Unilever, Procter & Gamble, General Motors and Farm Frites were among the 40 multinationals selected for the first phase of the NSDP. Three years into the program, the companies report excellent results and are now requesting to nominate a new batch of suppliers.
The sponsored SMEs have also reported success. Product label maker Fastick, one of the suppliers nominated by consumer goods giant Unilever Egypt, has improved overall efficiency and reduced waste, according to the company’s chairman, Yasser Enan. He explains that IMC consultants identified several weak points in the company’s production line, particularly its inconsistent productivity.
Whereas previously Fastick depended on teams of two to print and verify the information on the labels – one worker printing labels and another worker inspecting them – the new production process allows one employee to do both jobs. New techniques have allowed Fastick to increase its production capacity by almost 100 percent.
The consultants also determined the time required for each step in the manufacturing process and helped to train the company’s employees to work more accurately within a set standard time. The training helped eliminate waste – both inefficiencies of time and material. “[We] eliminated any step that was not adding value,” says Enan, adding that the training reduced manufacturing waste by over 10 percent.
Enan is thankful for the consultants made possible through the NSDP, which has helped the company grow and, for the first time, export its products. “We wouldn’t have been able to finance consultants of that caliber to [develop] such a program for our [small] company.” Three year’s since joining the program, Fastick’s quality and productivity have improved to the point that Unilever Egypt has recommended it as an outsource supplier to the multinational’s other branches. It now supplies labels to Unilever Saudi Arabia and recently signed a contract to supply labels to Unilever Turkey.

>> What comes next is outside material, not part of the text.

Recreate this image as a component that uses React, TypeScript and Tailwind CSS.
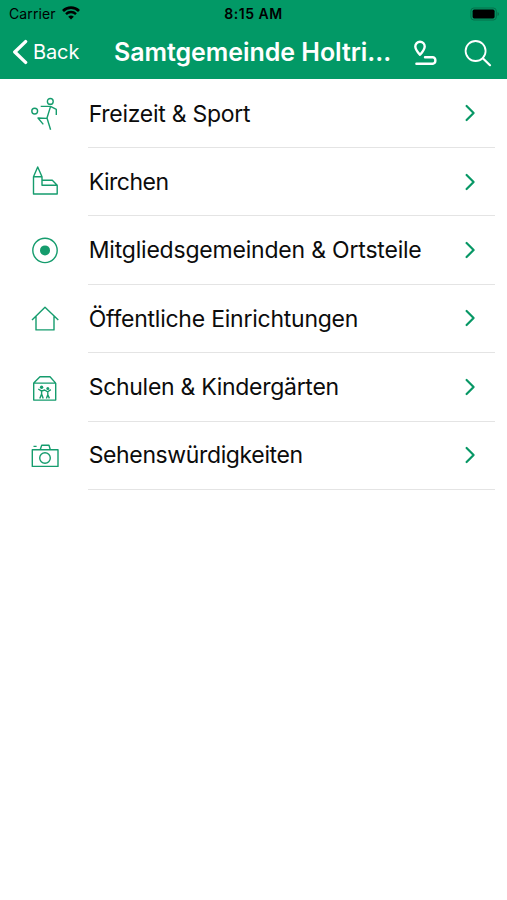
import type { ReactNode } from 'react';

interface Category {
  label: string;
  // letter spacing of the label
  tracking: string;
  icon: ReactNode;
}

const categories: Category[] = [
  {
    label: 'Freizeit & Sport',
    tracking: 'tracking-[-0.27px]',
    icon: (
      <>
        <circle cx="21.3" cy="3.4" r="2.9" />
        <circle cx="5.7" cy="13.1" r="2.9" />
        <path d="M11.7 8.4H21.5L27.3 11.4V17M21.5 8.6L18 20L21.6 31.7M18 20.4L9 20L14.3 26.4" />
      </>
    ),
  },
  {
    label: 'Kirchen',
    tracking: 'tracking-[-0.5px]',
    icon: <path d="M4.5 28V10.7L8.7 1L13 10.7V19.3H28.2V28ZM4.5 10.7H13M13 14.3H23.3L28.2 19.3" />,
  },
  {
    label: 'Mitgliedsgemeinden & Ortsteile',
    tracking: 'tracking-[-0.2px]',
    icon: (
      <>
        <circle cx="16" cy="15.4" r="12.2" />
        <circle cx="16" cy="15.4" r="5" fill="currentColor" stroke="none" />
      </>
    ),
  },
  {
    label: 'Öffentliche Einrichtungen',
    tracking: 'tracking-[-0.24px]',
    icon: <path d="M3 16.9L16 4.2L29.3 16.9M7 13.4V26.9H25V13.4" />,
  },
  {
    label: 'Schulen & Kindergärten',
    tracking: 'tracking-[-0.29px]',
    icon: (
      <>
        <path d="M4.7 12.1H26.7V29.1H4.7ZM4.7 12.1L11 5.8H21L26.7 12.1" />
        <g fill="currentColor" stroke="none">
          <circle cx="12.6" cy="16.2" r="1.7" />
          <circle cx="18.8" cy="17.6" r="1.5" />
        </g>
        <path d="M9.3 18L12.6 20.2L15.6 19L18.8 20.8L21.8 18.6M12.6 19V23L10.8 27.4M12.6 23L14.2 27.4M18.8 20V23.8L17.4 27.4M18.8 23.8L20.4 27.4" />
      </>
    ),
  },
  {
    label: 'Sehenswürdigkeiten',
    tracking: 'tracking-[-0.37px]',
    icon: (
      <>
        <path d="M3.3 9.7H29V26.4H3.3ZM11.2 9.7L12.7 5.2H20L21.3 9.7M4.5 6.4H7.6" />
        <circle cx="16" cy="18" r="5.3" />
      </>
    ),
  },
];

function StatusBar() {
  return (
    <div className="flex h-[27px] items-center justify-between pl-[9px] pr-[7px] text-black">
      <div className="flex w-[180px] items-center gap-[6px]">
        <span className="text-[14px] tracking-[0.1px]">Carrier</span>
        <svg className="-mt-[2px] h-[14px] w-[18px]" viewBox="0 0 18 14" fill="none" stroke="currentColor">
          <path d="M1 5A11.3 11.3 0 0 1 17 5" strokeWidth="2.7" />
          <path d="M4 8.1A7.1 7.1 0 0 1 14 8.1" strokeWidth="2.4" />
          <path d="M9 13.6L6.2 10.8A4 4 0 0 1 11.8 10.8Z" fill="currentColor" stroke="none" />
        </svg>
      </div>
      <span className="text-[14px] font-semibold tracking-[0.5px]">8:15 AM</span>
      <div className="flex w-[182px] justify-end">
        <svg className="h-[14px] w-[30px]" viewBox="0 0 30 14">
          <rect x="0.9" y="1" width="25.4" height="12" rx="3" fill="none" stroke="#06704b" />
          <rect x="2.6" y="2.6" width="22" height="8.8" rx="1.6" fill="#000" />
          <path d="M27.5 5V9Q29 8.4 29 7Q29 5.6 27.5 5Z" fill="#06704b" />
        </svg>
      </div>
    </div>
  );
}

function NavBar() {
  return (
    <div className="flex h-[52px] items-center pl-[12px] text-white">
      <button className="flex w-[102px] items-center gap-[5px]">
        <svg className="-mt-[2px] h-[26px] w-[16px]" viewBox="0 0 16 26" fill="none" stroke="currentColor" strokeWidth="3.4" strokeLinecap="round" strokeLinejoin="round">
          <path d="M13.6 2.6L2.8 13L13.6 23.4" />
        </svg>
        <span className="-mt-[2px] text-[20px] tracking-[-0.1px]">Back</span>
      </button>
      <h1 className="w-[284px] whitespace-nowrap text-[25px] font-semibold tracking-[-0.05px]">
        Samtgemeinde Holtri...
      </h1>
      <button className="w-[66px] pl-[14px]">
        <svg className="h-[28px] w-[26px]" viewBox="0 0 26 28" fill="none" stroke="currentColor" strokeWidth="2.4" strokeLinecap="round" strokeLinejoin="round">
          <path d="M8 15.8C5.4 12.8 3.3 10.4 3.3 7.4A4.7 4.7 0 0 1 12.7 7.4C12.7 10.4 10.6 12.8 8 15.8Z" />
          <path d="M13 18.2H20.8A3.4 3.4 0 0 1 20.8 24.8H4.4" />
        </svg>
      </button>
      <button>
        <svg className="-mt-[1px] h-[28px] w-[28px]" viewBox="0 0 28 28" fill="none" stroke="currentColor" strokeWidth="1.8" strokeLinecap="round">
          <circle cx="11.6" cy="12" r="10" />
          <path d="M18.8 19.2L26 26.2" strokeWidth="2.2" />
        </svg>
      </button>
    </div>
  );
}

function CategoryRow({ label, tracking, icon }: Category) {
  return (
    <li className="flex h-[68.4px] pl-[29px] pr-[12px]">
      <svg className="h-[32px] w-[32px] self-center overflow-visible text-[#159c6d]" viewBox="0 0 32 32" fill="none" stroke="currentColor" strokeWidth="1.4" strokeLinejoin="round">
        {icon}
      </svg>
      <div className="ml-[27px] flex flex-1 items-center justify-between border-b border-[#e4e4e4] pl-[0.7px] pr-[19px]">
        <span className={`whitespace-nowrap pt-px text-[23px] text-[#0c0c0c] ${tracking}`}>{label}</span>
        <svg className="h-[18px] w-[12px] text-[#079765]" viewBox="0 0 12 18" fill="none" stroke="currentColor" strokeWidth="2.2" strokeLinecap="round" strokeLinejoin="round">
          <path d="M2.6 2L9.6 9L2.6 16" />
        </svg>
      </div>
    </li>
  );
}

export default function App() {
  return (
    <div className="h-[900px] w-[507px] overflow-hidden bg-white font-['Inter',sans-serif]">
      <header className="h-[79px] bg-[#029966]">
        <StatusBar />
        <NavBar />
      </header>
      <ul className="pt-[0.6px]">
        {categories.map((category) => (
          <CategoryRow key={category.label} {...category} />
        ))}
      </ul>
    </div>
  );
}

Such success stories have encouraged IMC to look at ways of expanding the program. In the next stage, Nadim says, multinationals in the program may get the opportunity to nominate more suppliers. It is also expected that the program will expand to include nominations by large homegrown industrial firms seeking to improve their supply chains.
The inclusion of these local firms in the program would pose its own set of challenges, Nadim admits. He points out that local companies do not have the benefit of international guidelines for supplier quality, as their international counterparts do. “Our companies here don’t necessarily have divisions to develop their suppliers or divisions to monitor the performance of their suppliers,” he says. “They just want [components] and they want them in a [certain] quality and they don’t care how their supplier gets them.”
Here again multinationals may come into play. The IMC will work closely with multinationals already in the NSDP to develop a supplier program for large local firms. The hope is that by bringing more companies into the program the IMC can create stronger links between the top and bottom of the supply chain. But there is also the realization that the supplier pyramid is dynamic. Small companies grow to be larger, making room for others at the base of the pyramid. The key to sustainable industrial growth, says Rachid, is creating a system that facilitates movement up the growth ladder.